Find all lines in the records that include the word "Rebuild", and copy them out.

### Dataset records
--------

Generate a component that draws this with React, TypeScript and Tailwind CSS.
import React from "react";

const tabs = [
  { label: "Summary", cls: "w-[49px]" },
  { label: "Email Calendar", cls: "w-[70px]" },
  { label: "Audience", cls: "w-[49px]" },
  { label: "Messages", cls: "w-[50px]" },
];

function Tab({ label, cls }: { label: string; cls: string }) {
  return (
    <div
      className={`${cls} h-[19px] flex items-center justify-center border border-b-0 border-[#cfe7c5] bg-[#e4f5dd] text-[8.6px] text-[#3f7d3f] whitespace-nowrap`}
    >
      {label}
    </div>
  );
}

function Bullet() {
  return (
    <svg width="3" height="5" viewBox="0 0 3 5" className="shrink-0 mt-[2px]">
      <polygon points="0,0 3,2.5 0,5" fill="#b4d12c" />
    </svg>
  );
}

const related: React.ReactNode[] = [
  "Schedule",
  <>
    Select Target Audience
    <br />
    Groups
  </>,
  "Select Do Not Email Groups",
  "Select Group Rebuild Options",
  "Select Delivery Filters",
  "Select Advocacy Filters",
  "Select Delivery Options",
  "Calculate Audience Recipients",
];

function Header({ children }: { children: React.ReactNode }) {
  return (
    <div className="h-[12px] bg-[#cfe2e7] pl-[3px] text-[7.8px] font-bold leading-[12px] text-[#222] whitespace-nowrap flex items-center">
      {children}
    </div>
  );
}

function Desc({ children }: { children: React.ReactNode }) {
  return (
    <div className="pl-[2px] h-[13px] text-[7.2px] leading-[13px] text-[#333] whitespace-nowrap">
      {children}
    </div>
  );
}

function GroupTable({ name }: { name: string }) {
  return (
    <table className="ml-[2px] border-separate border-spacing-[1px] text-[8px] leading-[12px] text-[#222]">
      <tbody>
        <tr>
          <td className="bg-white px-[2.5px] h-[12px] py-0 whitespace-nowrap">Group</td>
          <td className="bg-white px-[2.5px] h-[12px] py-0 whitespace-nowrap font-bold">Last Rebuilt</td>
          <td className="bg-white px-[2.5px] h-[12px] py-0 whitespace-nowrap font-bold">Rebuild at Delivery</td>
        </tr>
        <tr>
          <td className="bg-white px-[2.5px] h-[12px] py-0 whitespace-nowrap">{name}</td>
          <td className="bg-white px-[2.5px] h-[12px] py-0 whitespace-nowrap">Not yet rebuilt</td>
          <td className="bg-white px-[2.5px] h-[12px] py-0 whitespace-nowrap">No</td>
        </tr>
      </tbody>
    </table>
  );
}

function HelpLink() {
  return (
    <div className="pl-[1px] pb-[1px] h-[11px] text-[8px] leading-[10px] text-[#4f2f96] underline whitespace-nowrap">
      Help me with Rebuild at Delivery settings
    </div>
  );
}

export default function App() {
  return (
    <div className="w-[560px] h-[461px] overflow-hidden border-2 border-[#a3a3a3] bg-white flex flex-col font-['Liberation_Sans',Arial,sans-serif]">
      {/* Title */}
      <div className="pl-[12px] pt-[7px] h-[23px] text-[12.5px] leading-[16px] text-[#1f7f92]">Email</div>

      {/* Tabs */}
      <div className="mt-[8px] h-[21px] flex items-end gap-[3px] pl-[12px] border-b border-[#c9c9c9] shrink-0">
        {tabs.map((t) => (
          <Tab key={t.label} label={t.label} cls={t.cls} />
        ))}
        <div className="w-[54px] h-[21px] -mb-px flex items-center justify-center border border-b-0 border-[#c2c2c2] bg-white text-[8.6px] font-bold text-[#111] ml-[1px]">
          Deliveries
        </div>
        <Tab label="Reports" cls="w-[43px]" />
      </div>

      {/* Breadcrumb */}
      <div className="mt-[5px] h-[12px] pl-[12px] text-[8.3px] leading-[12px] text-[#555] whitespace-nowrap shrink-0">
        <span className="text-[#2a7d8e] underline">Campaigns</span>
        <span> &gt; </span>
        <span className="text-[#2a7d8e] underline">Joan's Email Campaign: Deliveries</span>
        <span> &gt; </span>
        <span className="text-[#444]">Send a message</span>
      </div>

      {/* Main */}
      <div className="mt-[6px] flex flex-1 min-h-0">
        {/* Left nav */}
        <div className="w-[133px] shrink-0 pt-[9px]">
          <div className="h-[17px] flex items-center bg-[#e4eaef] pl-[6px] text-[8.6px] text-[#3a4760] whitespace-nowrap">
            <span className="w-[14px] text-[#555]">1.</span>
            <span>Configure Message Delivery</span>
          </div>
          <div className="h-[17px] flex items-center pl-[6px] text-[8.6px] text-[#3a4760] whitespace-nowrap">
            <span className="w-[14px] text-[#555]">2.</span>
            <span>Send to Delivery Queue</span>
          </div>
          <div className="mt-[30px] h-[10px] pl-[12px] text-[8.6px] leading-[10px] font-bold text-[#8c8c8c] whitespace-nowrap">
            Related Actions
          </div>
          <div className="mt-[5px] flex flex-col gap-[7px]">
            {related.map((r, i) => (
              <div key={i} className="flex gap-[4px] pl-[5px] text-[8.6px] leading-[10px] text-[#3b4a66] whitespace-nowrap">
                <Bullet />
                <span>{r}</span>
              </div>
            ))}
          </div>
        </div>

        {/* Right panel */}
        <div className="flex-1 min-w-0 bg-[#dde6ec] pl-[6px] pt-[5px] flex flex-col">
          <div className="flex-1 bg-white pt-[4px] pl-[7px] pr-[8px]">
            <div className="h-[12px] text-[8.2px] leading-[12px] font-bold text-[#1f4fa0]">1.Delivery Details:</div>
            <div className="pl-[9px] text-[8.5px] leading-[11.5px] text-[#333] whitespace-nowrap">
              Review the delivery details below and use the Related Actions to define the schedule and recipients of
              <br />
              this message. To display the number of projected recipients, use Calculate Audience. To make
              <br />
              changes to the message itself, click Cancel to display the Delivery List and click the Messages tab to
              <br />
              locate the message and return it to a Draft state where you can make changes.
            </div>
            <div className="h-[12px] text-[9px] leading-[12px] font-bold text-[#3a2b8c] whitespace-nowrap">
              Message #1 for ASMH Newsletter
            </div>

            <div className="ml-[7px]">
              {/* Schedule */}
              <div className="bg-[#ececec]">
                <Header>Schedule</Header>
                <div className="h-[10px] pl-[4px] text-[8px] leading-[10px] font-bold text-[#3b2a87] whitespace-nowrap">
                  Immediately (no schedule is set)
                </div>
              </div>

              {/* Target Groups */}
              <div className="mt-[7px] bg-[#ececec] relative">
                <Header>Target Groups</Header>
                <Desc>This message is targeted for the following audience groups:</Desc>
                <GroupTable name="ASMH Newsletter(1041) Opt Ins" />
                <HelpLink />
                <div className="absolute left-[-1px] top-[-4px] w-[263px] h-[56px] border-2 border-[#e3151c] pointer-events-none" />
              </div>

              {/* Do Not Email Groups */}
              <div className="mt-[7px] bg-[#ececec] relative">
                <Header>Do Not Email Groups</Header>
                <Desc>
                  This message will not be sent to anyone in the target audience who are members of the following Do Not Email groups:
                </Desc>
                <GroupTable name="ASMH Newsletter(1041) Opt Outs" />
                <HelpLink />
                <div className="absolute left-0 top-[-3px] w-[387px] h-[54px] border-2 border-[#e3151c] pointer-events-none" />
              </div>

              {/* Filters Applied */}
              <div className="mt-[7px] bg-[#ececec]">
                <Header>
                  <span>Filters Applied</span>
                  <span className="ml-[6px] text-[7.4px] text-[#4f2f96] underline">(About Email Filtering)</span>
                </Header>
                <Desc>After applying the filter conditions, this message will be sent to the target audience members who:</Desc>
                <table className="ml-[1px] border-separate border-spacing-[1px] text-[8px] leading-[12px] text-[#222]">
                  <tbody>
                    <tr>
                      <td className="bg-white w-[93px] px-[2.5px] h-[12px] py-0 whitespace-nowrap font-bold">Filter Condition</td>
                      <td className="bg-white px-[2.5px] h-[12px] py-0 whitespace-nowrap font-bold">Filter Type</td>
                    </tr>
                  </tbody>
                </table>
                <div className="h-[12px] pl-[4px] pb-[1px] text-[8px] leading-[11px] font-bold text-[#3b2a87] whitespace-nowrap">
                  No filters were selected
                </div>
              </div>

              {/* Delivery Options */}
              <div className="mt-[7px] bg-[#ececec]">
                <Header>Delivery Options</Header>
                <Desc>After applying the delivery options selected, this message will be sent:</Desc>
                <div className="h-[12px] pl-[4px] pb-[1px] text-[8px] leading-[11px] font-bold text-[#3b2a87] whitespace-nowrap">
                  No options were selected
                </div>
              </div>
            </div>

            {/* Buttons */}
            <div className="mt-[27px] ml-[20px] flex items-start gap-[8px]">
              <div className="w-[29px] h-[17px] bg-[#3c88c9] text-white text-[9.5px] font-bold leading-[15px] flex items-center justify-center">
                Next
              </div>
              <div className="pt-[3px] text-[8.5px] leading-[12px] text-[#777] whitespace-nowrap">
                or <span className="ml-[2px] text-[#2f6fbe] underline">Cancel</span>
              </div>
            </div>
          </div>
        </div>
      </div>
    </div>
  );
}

--------

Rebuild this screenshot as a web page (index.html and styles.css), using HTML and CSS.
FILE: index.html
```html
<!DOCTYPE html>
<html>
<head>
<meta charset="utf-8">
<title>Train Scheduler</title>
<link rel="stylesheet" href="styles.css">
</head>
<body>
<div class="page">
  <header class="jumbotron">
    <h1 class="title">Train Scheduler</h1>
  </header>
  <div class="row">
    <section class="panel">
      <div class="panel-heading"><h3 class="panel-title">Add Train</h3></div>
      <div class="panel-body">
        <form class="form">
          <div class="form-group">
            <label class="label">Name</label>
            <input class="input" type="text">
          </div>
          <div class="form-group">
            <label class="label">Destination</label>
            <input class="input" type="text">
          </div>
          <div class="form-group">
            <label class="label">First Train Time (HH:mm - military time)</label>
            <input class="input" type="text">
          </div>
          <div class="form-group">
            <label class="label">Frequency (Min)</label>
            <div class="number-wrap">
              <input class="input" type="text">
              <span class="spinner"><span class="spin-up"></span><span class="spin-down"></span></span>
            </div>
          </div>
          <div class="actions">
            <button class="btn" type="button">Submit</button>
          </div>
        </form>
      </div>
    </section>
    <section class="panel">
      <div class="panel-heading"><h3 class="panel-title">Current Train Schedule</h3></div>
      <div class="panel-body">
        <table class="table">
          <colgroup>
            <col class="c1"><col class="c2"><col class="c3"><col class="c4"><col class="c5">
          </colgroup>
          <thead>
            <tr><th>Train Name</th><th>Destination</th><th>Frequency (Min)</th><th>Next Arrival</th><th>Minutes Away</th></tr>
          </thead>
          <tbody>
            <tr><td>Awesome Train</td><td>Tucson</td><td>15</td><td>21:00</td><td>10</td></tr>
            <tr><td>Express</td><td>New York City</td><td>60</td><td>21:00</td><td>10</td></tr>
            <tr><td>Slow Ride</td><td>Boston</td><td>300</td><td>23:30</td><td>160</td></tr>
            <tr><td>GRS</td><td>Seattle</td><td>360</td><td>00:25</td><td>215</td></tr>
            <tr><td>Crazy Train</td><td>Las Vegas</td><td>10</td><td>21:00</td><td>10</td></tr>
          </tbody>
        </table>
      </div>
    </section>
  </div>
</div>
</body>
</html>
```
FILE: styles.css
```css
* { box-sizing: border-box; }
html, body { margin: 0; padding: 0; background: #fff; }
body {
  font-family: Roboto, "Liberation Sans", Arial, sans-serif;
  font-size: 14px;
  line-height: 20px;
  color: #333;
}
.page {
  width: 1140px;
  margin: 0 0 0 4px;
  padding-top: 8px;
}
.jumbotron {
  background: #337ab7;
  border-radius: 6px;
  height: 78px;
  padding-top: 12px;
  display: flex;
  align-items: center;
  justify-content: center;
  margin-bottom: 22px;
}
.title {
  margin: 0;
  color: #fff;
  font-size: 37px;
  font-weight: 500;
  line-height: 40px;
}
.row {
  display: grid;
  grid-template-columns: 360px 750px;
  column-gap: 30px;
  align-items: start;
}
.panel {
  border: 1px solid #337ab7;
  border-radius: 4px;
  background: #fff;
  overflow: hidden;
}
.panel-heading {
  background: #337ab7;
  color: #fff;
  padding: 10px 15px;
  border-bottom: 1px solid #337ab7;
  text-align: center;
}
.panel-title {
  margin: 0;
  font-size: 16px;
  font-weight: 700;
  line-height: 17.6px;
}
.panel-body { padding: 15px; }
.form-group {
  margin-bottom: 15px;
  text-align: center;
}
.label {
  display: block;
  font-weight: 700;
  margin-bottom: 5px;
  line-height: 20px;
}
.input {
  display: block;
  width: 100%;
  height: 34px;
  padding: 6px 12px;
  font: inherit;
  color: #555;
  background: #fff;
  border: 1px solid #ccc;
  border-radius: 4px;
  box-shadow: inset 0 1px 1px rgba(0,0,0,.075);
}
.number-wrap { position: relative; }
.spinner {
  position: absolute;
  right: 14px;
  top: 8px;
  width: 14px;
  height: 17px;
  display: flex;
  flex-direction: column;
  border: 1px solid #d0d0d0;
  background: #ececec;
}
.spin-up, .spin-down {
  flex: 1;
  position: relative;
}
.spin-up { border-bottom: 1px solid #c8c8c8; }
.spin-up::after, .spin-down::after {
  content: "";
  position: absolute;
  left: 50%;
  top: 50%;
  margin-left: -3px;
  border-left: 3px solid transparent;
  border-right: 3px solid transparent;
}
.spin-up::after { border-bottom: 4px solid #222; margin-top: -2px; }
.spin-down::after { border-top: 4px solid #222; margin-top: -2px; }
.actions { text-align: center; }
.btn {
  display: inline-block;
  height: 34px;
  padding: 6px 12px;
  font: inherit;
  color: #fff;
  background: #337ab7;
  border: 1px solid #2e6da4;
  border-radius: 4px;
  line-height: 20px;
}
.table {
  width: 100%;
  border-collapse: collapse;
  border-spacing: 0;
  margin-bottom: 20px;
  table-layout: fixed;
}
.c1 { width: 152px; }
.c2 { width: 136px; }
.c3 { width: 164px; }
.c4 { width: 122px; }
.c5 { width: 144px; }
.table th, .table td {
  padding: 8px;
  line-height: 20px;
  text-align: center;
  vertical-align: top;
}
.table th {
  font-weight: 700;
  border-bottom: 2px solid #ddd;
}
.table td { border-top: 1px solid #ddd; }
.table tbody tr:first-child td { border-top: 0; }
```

--------

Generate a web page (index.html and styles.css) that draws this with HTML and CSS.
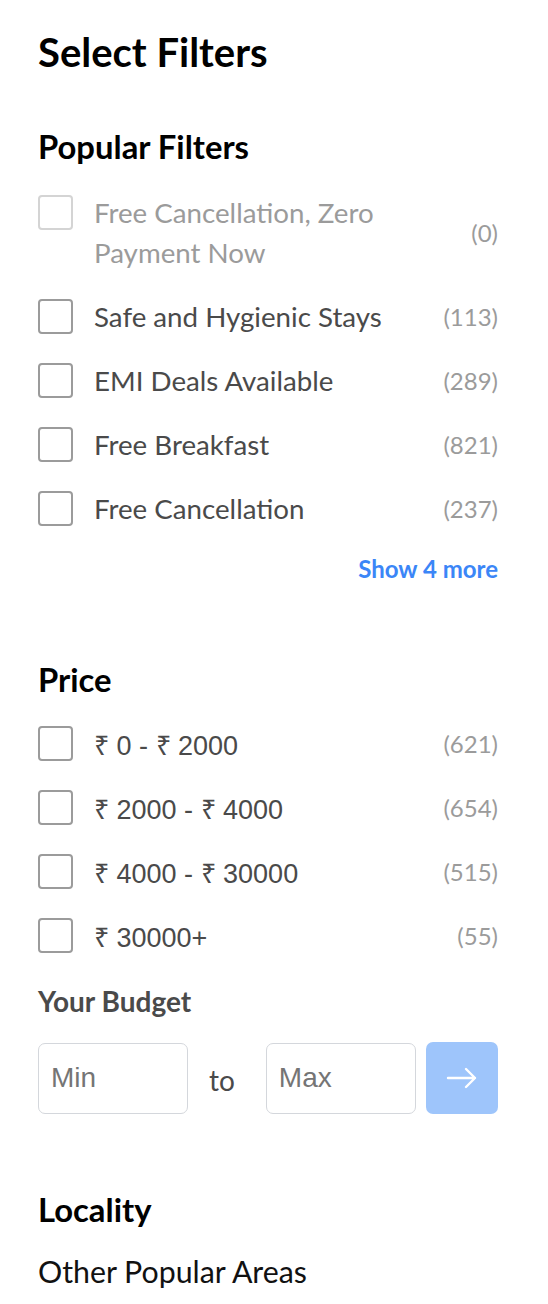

--------

### Answer below
  "Select Group Rebuild Options",
          <td className="bg-white px-[2.5px] h-[12px] py-0 whitespace-nowrap font-bold">Rebuild at Delivery</td>
      Help me with Rebuild at Delivery settings
Rebuild this screenshot as a web page (index.html and styles.css), using HTML and CSS.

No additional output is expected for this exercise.